__Given information__.
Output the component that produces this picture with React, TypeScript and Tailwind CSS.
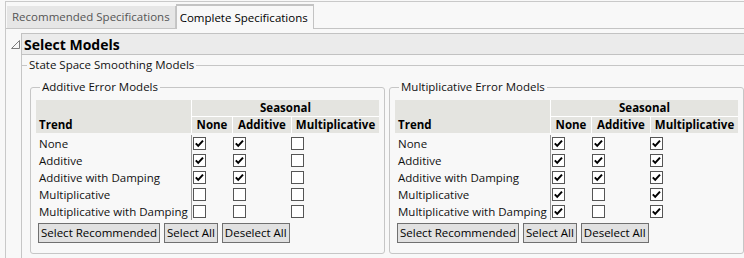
import React from 'react'

type Row = { trend: string; checks: [boolean, boolean, boolean] }

const ADDITIVE: Row[] = [
  { trend: 'None', checks: [true, true, false] },
  { trend: 'Additive', checks: [true, true, false] },
  { trend: 'Additive with Damping', checks: [true, true, false] },
  { trend: 'Multiplicative', checks: [false, false, false] },
  { trend: 'Multiplicative with Damping', checks: [false, false, false] },
]

const MULTIPLICATIVE: Row[] = [
  { trend: 'None', checks: [true, true, true] },
  { trend: 'Additive', checks: [true, true, true] },
  { trend: 'Additive with Damping', checks: [true, true, true] },
  { trend: 'Multiplicative', checks: [true, false, true] },
  { trend: 'Multiplicative with Damping', checks: [true, false, true] },
]

function Checkbox({ checked }: { checked: boolean }) {
  return (
    <span className="flex h-[13px] w-[13px] items-center justify-center border border-[#555] bg-white">
      {checked && (
        <svg width="11" height="11" viewBox="0 0 11 11">
          <path d="M1.8 5.4 L4.2 7.9 L9 2.6" fill="none" stroke="#000" strokeWidth="2" />
        </svg>
      )}
    </span>
  )
}

function Button({ label }: { label: string }) {
  return (
    <button className="flex h-[20px] items-center border border-[#707070] bg-[#e1e1e1] px-[2px] leading-none text-black">
      {label}
    </button>
  )
}

function ModelGroup({ title, rows }: { title: string; rows: Row[] }) {
  return (
    <fieldset className="w-[355px] rounded-[3px] border border-[#c6c6c6] px-[5px] pb-[10px]">
      <legend className="ml-[4px] px-[2px] leading-[16px]">{title}</legend>

      <div className="mt-[5px] grid grid-cols-[155px_40px_58px_87px] grid-rows-[16px_16px] gap-px bg-white font-bold text-[11.5px] leading-[16px] text-black">
        <div className="row-span-2 flex items-end bg-[#e4e4e0] pl-[3px]">Trend</div>
        <div className="col-span-3 bg-[#e4e4e0] text-center">Seasonal</div>
        <div className="bg-[#e4e4e0] text-center">None</div>
        <div className="bg-[#e4e4e0] text-center">Additive</div>
        <div className="bg-[#e4e4e0] text-center">Multiplicative</div>
      </div>

      <div className="mt-[2px]">
        {rows.map((row) => (
          <div key={row.trend} className="flex h-[17px] items-center">
            <div className="h-full w-[156px] border-r border-[#9a9a9a] pl-[3px] leading-[17px] whitespace-nowrap">
              {row.trend}
            </div>
            <div className="w-[41px] pl-[1px]">
              <Checkbox checked={row.checks[0]} />
            </div>
            <div className="w-[58px]">
              <Checkbox checked={row.checks[1]} />
            </div>
            <div>
              <Checkbox checked={row.checks[2]} />
            </div>
          </div>
        ))}
      </div>

      <div className="mt-[3px] ml-[2px] flex gap-[4px]">
        <Button label="Select Recommended" />
        <Button label="Select All" />
        <Button label="Deselect All" />
      </div>
    </fieldset>
  )
}

export default function App() {
  return (
    <div className="h-[258px] w-[744px] overflow-hidden bg-[#f8f8f8] font-['Open_Sans',sans-serif] text-[11.5px] text-[#111]">
      <div className="mt-px ml-[5px] h-[300px] border-t border-l border-[#c9c9c9]">
        {/* tabs */}
        <div className="flex h-[27px] items-end border-b border-[#c4c4c4]">
          <div className="ml-px flex h-[22px] items-center border-r border-[#c6c6c6] bg-[#e6e6e6] px-[5px] text-[#555]">
            Recommended Specifications
          </div>
          <div className="-mb-px flex h-[25px] items-center border-x border-t-2 border-[#c3c3c3] bg-[#f8f8f8] pr-[5px] pl-[3px] text-black">
            Complete Specifications
          </div>
        </div>

        {/* outline */}
        <div className="pt-[4px]">
          <div className="flex h-[22px]">
            <div className="flex w-[15px] items-center pl-[5px]">
              <svg width="9" height="9" viewBox="0 0 9 9">
                <path d="M8.5 0.5 L8.5 8.5 L0.5 8.5 Z" fill="none" stroke="#7c7c7c" strokeWidth="1" />
              </svg>
            </div>
            <div className="flex flex-1 items-center border-y border-l border-[#c2c2c2] bg-[#ebebeb] pl-[2px] text-[14px] font-bold text-black">
              Select Models
            </div>
          </div>

          <div className="ml-[15px] h-[220px] border-l border-[#c6c6c6] pt-[2px]">
            <fieldset className="w-[760px] border-t border-[#c6c6c6]">
              <legend className="ml-[5px] px-[2px] leading-[16px]">State Space Smoothing Models</legend>
              <div className="mt-[6px] flex gap-[4px] pl-[8px]">
                <ModelGroup title="Additive Error Models" rows={ADDITIVE} />
                <ModelGroup title="Multiplicative Error Models" rows={MULTIPLICATIVE} />
              </div>
            </fieldset>
          </div>
        </div>
      </div>
    </div>
  )
}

__Problem__.
Write the material out again exactly as it appears, dropping the pictures.

__Answer below__.
Output the component that produces this picture with React, TypeScript and Tailwind CSS.
import React from 'react'

type Row = { trend: string; checks: [boolean, boolean, boolean] }

const ADDITIVE: Row[] = [
  { trend: 'None', checks: [true, true, false] },
  { trend: 'Additive', checks: [true, true, false] },
  { trend: 'Additive with Damping', checks: [true, true, false] },
  { trend: 'Multiplicative', checks: [false, false, false] },
  { trend: 'Multiplicative with Damping', checks: [false, false, false] },
]

const MULTIPLICATIVE: Row[] = [
  { trend: 'None', checks: [true, true, true] },
  { trend: 'Additive', checks: [true, true, true] },
  { trend: 'Additive with Damping', checks: [true, true, true] },
  { trend: 'Multiplicative', checks: [true, false, true] },
  { trend: 'Multiplicative with Damping', checks: [true, false, true] },
]

function Checkbox({ checked }: { checked: boolean }) {
  return (
    <span className="flex h-[13px] w-[13px] items-center justify-center border border-[#555] bg-white">
      {checked && (
        <svg width="11" height="11" viewBox="0 0 11 11">
          <path d="M1.8 5.4 L4.2 7.9 L9 2.6" fill="none" stroke="#000" strokeWidth="2" />
        </svg>
      )}
    </span>
  )
}

function Button({ label }: { label: string }) {
  return (
    <button className="flex h-[20px] items-center border border-[#707070] bg-[#e1e1e1] px-[2px] leading-none text-black">
      {label}
    </button>
  )
}

function ModelGroup({ title, rows }: { title: string; rows: Row[] }) {
  return (
    <fieldset className="w-[355px] rounded-[3px] border border-[#c6c6c6] px-[5px] pb-[10px]">
      <legend className="ml-[4px] px-[2px] leading-[16px]">{title}</legend>

      <div className="mt-[5px] grid grid-cols-[155px_40px_58px_87px] grid-rows-[16px_16px] gap-px bg-white font-bold text-[11.5px] leading-[16px] text-black">
        <div className="row-span-2 flex items-end bg-[#e4e4e0] pl-[3px]">Trend</div>
        <div className="col-span-3 bg-[#e4e4e0] text-center">Seasonal</div>
        <div className="bg-[#e4e4e0] text-center">None</div>
        <div className="bg-[#e4e4e0] text-center">Additive</div>
        <div className="bg-[#e4e4e0] text-center">Multiplicative</div>
      </div>

      <div className="mt-[2px]">
        {rows.map((row) => (
          <div key={row.trend} className="flex h-[17px] items-center">
            <div className="h-full w-[156px] border-r border-[#9a9a9a] pl-[3px] leading-[17px] whitespace-nowrap">
              {row.trend}
            </div>
            <div className="w-[41px] pl-[1px]">
              <Checkbox checked={row.checks[0]} />
            </div>
            <div className="w-[58px]">
              <Checkbox checked={row.checks[1]} />
            </div>
            <div>
              <Checkbox checked={row.checks[2]} />
            </div>
          </div>
        ))}
      </div>

      <div className="mt-[3px] ml-[2px] flex gap-[4px]">
        <Button label="Select Recommended" />
        <Button label="Select All" />
        <Button label="Deselect All" />
      </div>
    </fieldset>
  )
}

export default function App() {
  return (
    <div className="h-[258px] w-[744px] overflow-hidden bg-[#f8f8f8] font-['Open_Sans',sans-serif] text-[11.5px] text-[#111]">
      <div className="mt-px ml-[5px] h-[300px] border-t border-l border-[#c9c9c9]">
        {/* tabs */}
        <div className="flex h-[27px] items-end border-b border-[#c4c4c4]">
          <div className="ml-px flex h-[22px] items-center border-r border-[#c6c6c6] bg-[#e6e6e6] px-[5px] text-[#555]">
            Recommended Specifications
          </div>
          <div className="-mb-px flex h-[25px] items-center border-x border-t-2 border-[#c3c3c3] bg-[#f8f8f8] pr-[5px] pl-[3px] text-black">
            Complete Specifications
          </div>
        </div>

        {/* outline */}
        <div className="pt-[4px]">
          <div className="flex h-[22px]">
            <div className="flex w-[15px] items-center pl-[5px]">
              <svg width="9" height="9" viewBox="0 0 9 9">
                <path d="M8.5 0.5 L8.5 8.5 L0.5 8.5 Z" fill="none" stroke="#7c7c7c" strokeWidth="1" />
              </svg>
            </div>
            <div className="flex flex-1 items-center border-y border-l border-[#c2c2c2] bg-[#ebebeb] pl-[2px] text-[14px] font-bold text-black">
              Select Models
            </div>
          </div>

          <div className="ml-[15px] h-[220px] border-l border-[#c6c6c6] pt-[2px]">
            <fieldset className="w-[760px] border-t border-[#c6c6c6]">
              <legend className="ml-[5px] px-[2px] leading-[16px]">State Space Smoothing Models</legend>
              <div className="mt-[6px] flex gap-[4px] pl-[8px]">
                <ModelGroup title="Additive Error Models" rows={ADDITIVE} />
                <ModelGroup title="Multiplicative Error Models" rows={MULTIPLICATIVE} />
              </div>
            </fieldset>
          </div>
        </div>
      </div>
    </div>
  )
}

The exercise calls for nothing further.